Alas, it bears repeating that knowledge must thus come with a personal resolution to want to change. Or else, what you know, the projection of that knowledge to ”wow“ the crowd, is all just but a show - a magic show to an audience of one, that is, your deluded self. 

And the second lesson is in his plea for a second chance. Mr Phey said that “he was sorry for what he had done and hoped he would be given a second chance.” 

He added that “second chance means that if I am still physically and mentally strong and fit, I will be allowed to do what I can do. I am a trade unionist.”

We all cry out for second chances. Some of us cry for more because life has a way to test us until we come to a point or crossroad where we can distinguish clearly between what is conviction and what is pretension. 

Somehow, life has its own way to punish a soul for pretension. But it liberates the same soul for conviction. 

It reports that when the electronic tag was removed from him on Tuesday, signifying that his sentence had formally come to an end, Mr Phey felt the lightness of being because he said he didn’t feel “the stress of rushing home to comply with the terms of his detention.”

Mr Phey also acknowledged that he “feels and looks healthy”. He said with a smile: “In my first press picture after my return, I looked haggard, like a sick old man.” 

I guess there are always two kinds of freedom that we fight for (or struggle with), and the external one, the bars outside of us, will not give us the enduring peace we need to flourish (and not just surviving) as compared to the one that sets us free from within. 

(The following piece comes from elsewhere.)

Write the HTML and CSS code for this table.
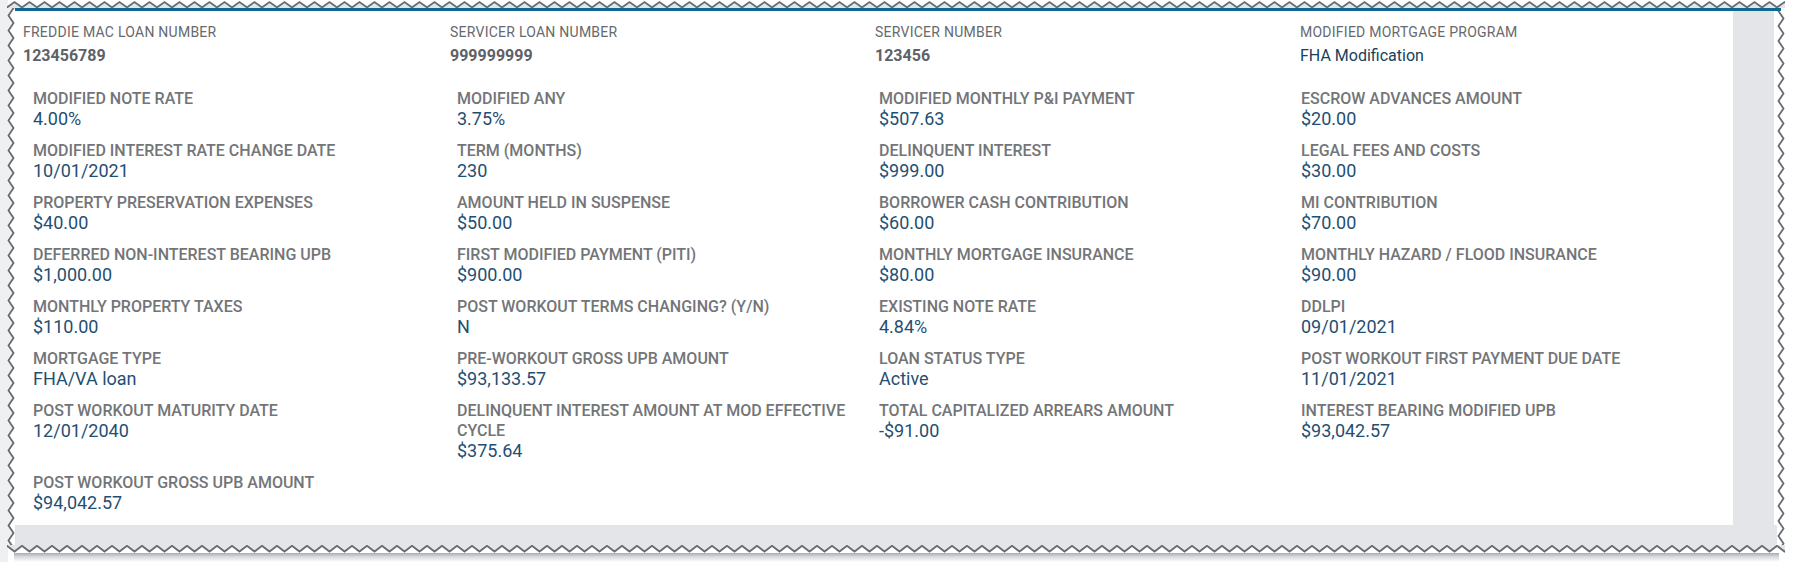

So, the arc of the moral universe is indeed long; and for some of us, it may take longer to come back full circle. 

But having said that, let me add that the arc not only bends towards justice, it also bends towards redemption. It is the redemption of a truly transformed life. And no riches, fame and power can do that except a heart that surrenders to the conviction of what is right, what is true and what is unqualified repentance.

And I guess the only thing Mr Phey is rushing home to now is to a clear, restored and free conscience. Cheerz.